In this layout I took photos of the information signs about the 2 structures and included them on the page. More often I take photos so that I have the information to be able to scrapbook the page but it decreased how much I had to write here.

I like the addition of the USNPS stickers to the journaling box. Those are from the Eastern National scrapbook kit.

Friday, May 12, 2017

Some NPS sites are sadder than others.

This entry looks at a layout from my first visit to the Flight 93 Memorial in 2007. My mom and brother joined Jim and I for a Pirates game in Pittsburgh. My brother Joe left the next morning for his cross-country solo road trip while Jim, my mom and I headed back to Harrisburg. On the way I wanted to stop at the site not only because it is a National Park but because I grew up just north of here in South Fork. This is the literal representation of the phrase "Hitting close to home".

The site is a small red barn and a fence. Like the Vietnam Veterans Memorial, people leave tributes and memorabilia at the fence which the rangers collect and categorize. They have the transcripts of the black box recorder and reading it is incredibly saddening. We stayed to hear a volunteer talk about the flight events. All of the benches have the names of the victims engraved along the backs.

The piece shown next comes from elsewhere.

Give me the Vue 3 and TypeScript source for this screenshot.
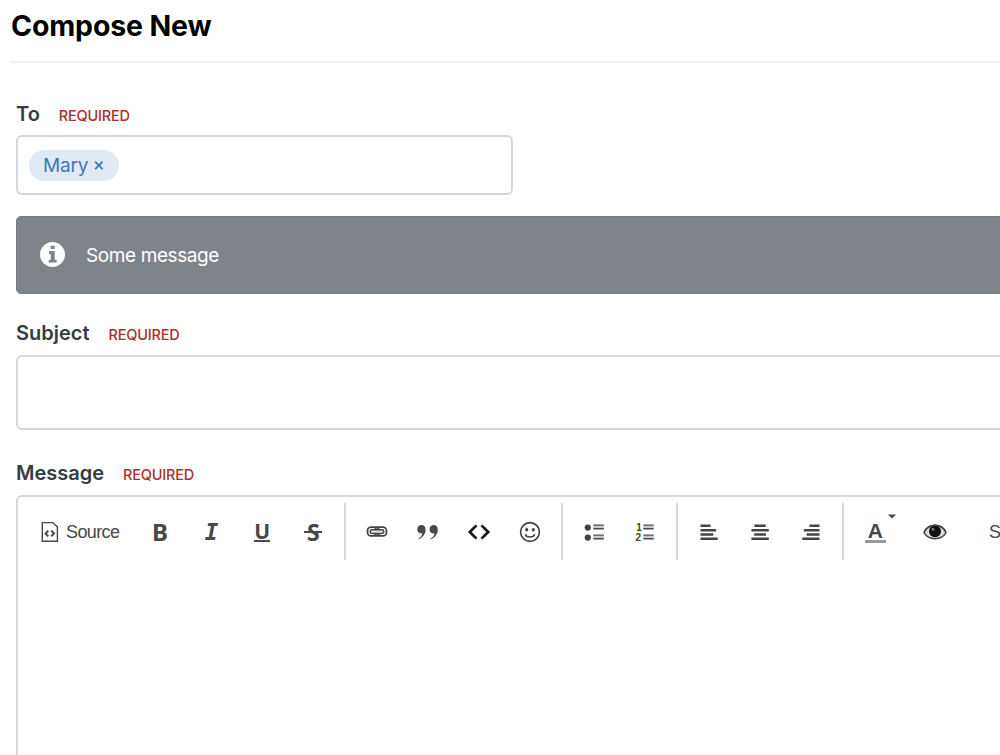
<script setup lang="ts">
interface Tool {
  id: string
  label: string
  glyph?: string
}

const groups: Tool[][] = [
  [
    { id: 'bold', label: 'Bold', glyph: 'B' },
    { id: 'italic', label: 'Italic', glyph: 'I' },
    { id: 'underline', label: 'Underline', glyph: 'U' },
    { id: 'strike', label: 'Strikethrough', glyph: 'S' },
  ],
  [
    { id: 'link', label: 'Link' },
    { id: 'quote', label: 'Block quote' },
    { id: 'code', label: 'Code' },
    { id: 'emoji', label: 'Emoji' },
  ],
  [
    { id: 'bullets', label: 'Bulleted list' },
    { id: 'numbers', label: 'Numbered list' },
  ],
  [
    { id: 'left', label: 'Align left' },
    { id: 'center', label: 'Align center' },
    { id: 'right', label: 'Align right' },
  ],
  [
    { id: 'color', label: 'Text color', glyph: 'A' },
    { id: 'preview', label: 'Preview' },
  ],
]
</script>

<template>
  <main class="page">
    <header class="head"><h1>Compose New</h1></header>
    <form class="form" @submit.prevent>
      <div class="label"><span class="name">To</span><span class="required">REQUIRED</span></div>
      <div class="recipients">
        <span class="chip">Mary
          <svg width="10" height="10" viewBox="0 0 10 10"><path d="M1.2 1.7 8.6 9.1M8.6 1.7 1.2 9.1" stroke="#3a78bd" stroke-width="1.8" /></svg>
        </span>
      </div>

      <div class="notice">
        <svg width="26" height="26" viewBox="0 0 26 26">
          <circle cx="12.5" cy="12.5" r="12.5" fill="#fff" />
          <path d="M10.7 3.7h4V7h-4zM9 9h5.7v8.7h1.9v2.9H8.7v-2.9h2v-5.6H9z" fill="#7f848a" />
        </svg>
        <span>Some message</span>
      </div>

      <div class="label subject-label"><span class="name">Subject</span><span class="required">REQUIRED</span></div>
      <div class="subject"></div>

      <div class="label message-label"><span class="name">Message</span><span class="required">REQUIRED</span></div>
      <div class="editor">
        <div class="toolbar">
          <div class="source">
            <svg width="18" height="22" viewBox="0 0 18 22" fill="none" stroke="#484848">
              <path d="M1.3 1.6h10.4l4.7 4.3v14.4H1.3z" stroke-width="1.4" />
              <path d="M7.3 9.6 4.6 12.5l2.7 2.9M10.3 9.6l2.7 2.9-2.7 2.9" stroke-width="2" />
            </svg>
            <span>Source</span>
          </div>
          <div v-for="(group, i) in groups" :key="i" class="group">
            <div v-for="tool in group" :key="tool.id" class="tool" :class="tool.id" :aria-label="tool.label">
              <span v-if="tool.glyph" class="glyph">{{ tool.glyph }}</span>
              <svg v-if="tool.id === 'color'" class="caret" width="8" height="5" viewBox="0 0 8 5"><path d="M0 .5h8L4 4.5z" fill="#484848" /></svg>
              <svg v-else-if="tool.id === 'link'" width="22" height="24" viewBox="0 0 22 24" fill="none">
                <rect x="1.5" y="7.1" width="11.7" height="8.8" rx="3.7" stroke="#444" stroke-width="1.8" />
                <rect x="8.8" y="7.1" width="11.7" height="8.8" rx="3.7" stroke="#444" stroke-width="1.8" />
                <rect x="4.2" y="9.7" width="13.6" height="3.7" rx="1.7" fill="#ddd" stroke="#444" stroke-width="1.5" />
              </svg>
              <svg v-else-if="tool.id === 'quote'" width="24" height="24" viewBox="0 0 24 24" fill="#484848">
                <path d="M5.5 5C8 5 9.6 6.7 9.6 9.5c0 4.7-3 8.3-7.1 9.8l-.3-.5c2.4-1.3 3.8-3 4.1-5.5-3 .7-5-1.2-5-4C1.3 6.8 3.1 5 5.5 5zM17.7 5c2.5 0 4.1 1.7 4.1 4.5 0 4.7-3 8.3-7.1 9.8l-.3-.5c2.4-1.3 3.8-3 4.1-5.5-3 .7-5-1.2-5-4 0-2.5 1.8-4.3 4.2-4.3z" />
              </svg>
              <svg v-else-if="tool.id === 'code'" width="24" height="24" viewBox="0 0 24 24" fill="none" stroke="#181818" stroke-width="2.7">
                <path d="M9.5 5.4 2.8 12l6.7 6.6M14.5 5.4l6.7 6.6-6.7 6.6" />
              </svg>
              <svg v-else-if="tool.id === 'emoji'" width="24" height="24" viewBox="0 0 24 24" fill="none" stroke="#404040">
                <circle cx="12" cy="12" r="9.4" stroke-width="1.6" />
                <path d="M7.2 14.2c1.4 3.7 8.2 3.7 9.6 0" stroke-width="1.6" />
                <ellipse cx="8.7" cy="9.7" rx="1.6" ry="1.8" fill="#404040" stroke="none" />
                <ellipse cx="15.3" cy="9.7" rx="1.6" ry="1.8" fill="#404040" stroke="none" />
              </svg>
              <svg v-else-if="tool.id === 'bullets'" width="24" height="24" viewBox="0 0 24 24">
                <circle cx="5.8" cy="7.6" r="3.1" fill="#404040" /><circle cx="5.8" cy="17.6" r="3.1" fill="#404040" />
                <path d="M11.4 6.9h10.4M11.4 16.9h10.4" stroke="#c9c9c9" stroke-width="2.6" />
                <path d="M11.4 5.1h10.4M11.4 8.7h10.4M11.4 15.1h10.4M11.4 18.7h10.4" stroke="#4b4b4b" stroke-width="1.4" />
              </svg>
              <svg v-else-if="tool.id === 'numbers'" width="24" height="24" viewBox="0 0 24 24">
                <text x="3.2" y="11.4" class="digit">1</text><text x="2.5" y="21.4" class="digit">2</text>
                <path d="M10.3 6.9h10.4M10.3 16.9h10.4" stroke="#c9c9c9" stroke-width="2.6" />
                <path d="M10.3 5.1h10.4M10.3 8.7h10.4M10.3 15.1h10.4M10.3 18.7h10.4" stroke="#4b4b4b" stroke-width="1.4" />
              </svg>
              <svg v-else-if="tool.id === 'left'" width="24" height="24" viewBox="0 0 24 24"><path d="M3.5 5.8h10M3.5 10.2h15.6M3.5 14.5h12.8M3.5 18.8h17.2" stroke="#444" stroke-width="2.6" /></svg>
              <svg v-else-if="tool.id === 'center'" width="24" height="24" viewBox="0 0 24 24"><path d="M6.4 5.8h11.2M3.4 10.2h17.4M6.2 14.5h11.8M3.4 18.8h17.4" stroke="#444" stroke-width="2.6" /></svg>
              <svg v-else-if="tool.id === 'right'" width="24" height="24" viewBox="0 0 24 24"><path d="M10.5 5.8h10M4.9 10.2h15.6M7.7 14.5h12.8M3.3 18.8h17.2" stroke="#444" stroke-width="2.6" /></svg>
              <svg v-else-if="tool.id === 'preview'" width="24" height="24" viewBox="0 0 24 24">
                <path d="M1 12.7C5.5 2.8 18.5 2.8 23 12.7 18.5 20.7 5.5 20.7 1 12.7z" fill="#ddd" stroke="#444" stroke-width="1.4" />
                <circle cx="12" cy="11.2" r="6" fill="#111" /><circle cx="10" cy="9.3" r="1.5" fill="#777" />
                <path d="M1.2 12C5.5 3 18.5 3 22.8 12" fill="none" stroke="#444" stroke-width="1.6" />
              </svg>
            </div>
          </div>
          <span class="styles">S</span>
        </div>
      </div>
    </form>
  </main>
</template>

<style>
body { margin: 0; background: #fff; overflow: hidden; }
</style>

<style scoped>
.page { width: 1000px; height: 755px; overflow: hidden; box-sizing: border-box; padding-left: 10px; font-family: Inter, "Liberation Sans", sans-serif; color: #363c43; background: #fff; }
.head { height: 61px; border-bottom: 2px solid #eff3f5; }
h1 { margin: 0; padding: 8px 0 0 1px; font-size: 28.5px; line-height: 36px; font-weight: 700; letter-spacing: -.15px; color: #000; white-space: nowrap; }
.form { padding: 38px 0 0 6px; }
.label { height: 34px; display: flex; align-items: baseline; line-height: 26px; }
.name { font-size: 20px; font-weight: 600; }
.required { margin-left: 19px; font-size: 14.5px; font-weight: 500; letter-spacing: -.2px; color: #a8322d; }
.recipients { box-sizing: border-box; width: 497px; height: 60px; border: 2px solid #d3d8de; border-radius: 6px; display: flex; align-items: center; padding-left: 11px; }
.chip { box-sizing: border-box; width: 90px; height: 31px; border-radius: 16px; background: #e0eaf5; color: #3a78bd; font-size: 19px; letter-spacing: -.2px; display: flex; align-items: center; padding-left: 14px; gap: 6px; }
.notice { box-sizing: border-box; height: 78px; margin-top: 21px; width: 1010px; border: 1px solid #747b82; border-radius: 5px; background: #7f848a; color: #fff; display: flex; align-items: center; padding: 0 0 0 23px; gap: 20px; font-size: 19px; letter-spacing: -.4px; }
.notice svg { margin-top: -1px; }
.subject-label { margin-top: 26px; }
.subject { box-sizing: border-box; width: 1010px; height: 75px; margin-top: 1px; border: 2px solid #d3d8de; border-radius: 6px; }
.message-label { margin-top: 30px; }
.editor { box-sizing: border-box; width: 1100px; height: 300px; margin-top: 1px; border: 2px solid #d3d8de; border-radius: 6px; }
.toolbar { height: 57px; margin-top: 6px; display: flex; align-items: stretch; color: #484848; }
.source { width: 116.5px; box-sizing: border-box; padding-left: 22.5px; display: flex; align-items: center; gap: 7.5px; font: 18px "Liberation Sans", Arial, sans-serif; letter-spacing: -.6px; }
.source span { margin-top: 2px; }
.group { display: flex; flex: none; }
.group + .group { padding-left: 5.5px; margin-left: 5px; border-left: 2px solid #d3d8de; }
.group:nth-child(n + 5) { margin-left: 5.6px; }
.tool { width: 51.1px; flex: none; display: flex; align-items: center; justify-content: center; position: relative; }
.glyph { font: bold 23px/24px "Noto Sans", sans-serif; color: #484848; }
.bold .glyph { font-size: 24px; }
.italic .glyph { font: italic bold 22.5px/24px "DejaVu Sans Mono", monospace; padding: 1px 0 0 1px; }
.underline .glyph { font: bold 21px/18px "Noto Sans", sans-serif; border-bottom: 2px solid #484848; }
.strike .glyph { padding: 0 2.5px; background: linear-gradient(#484848, #484848) 0 11px / 100% 2px no-repeat; }
.color { width: 60px; justify-content: flex-start; }
.color .glyph { margin-left: 15px; width: 21px; text-align: center; font: bold 21px/19px "Liberation Sans", sans-serif; border-bottom: 3px solid #999; }
.caret { position: absolute; left: 38px; top: 11px; }
.digit { font: bold 10px "Liberation Sans", sans-serif; fill: #404040; }
.styles { margin: 2px 0 0 28px; align-self: center; font: 18px "Liberation Sans", sans-serif; }
</style>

One of them had the last name of Corrigan (no relation that I know of).

















This was a more difficult layout to create. Although it is patriotic it also had to be subdued so the background of dark red with a light stripe worked well to bring out the dark memorial stones.

In this layout I finally figured out what to do with the large tag stickers that Creative Memories created. In previous layouts I had tried to write on them but being glossy, the ink just wiped away. The words "Pride and Honor" were all on one line in a sticker but I cut them into 3 parts and attached them to the tag and voila--a mini title. Similarly, I used the "Home of the Brave" to begin the title box. I really brought the emotion out. Simple stickers of hearts and stars finish the detail.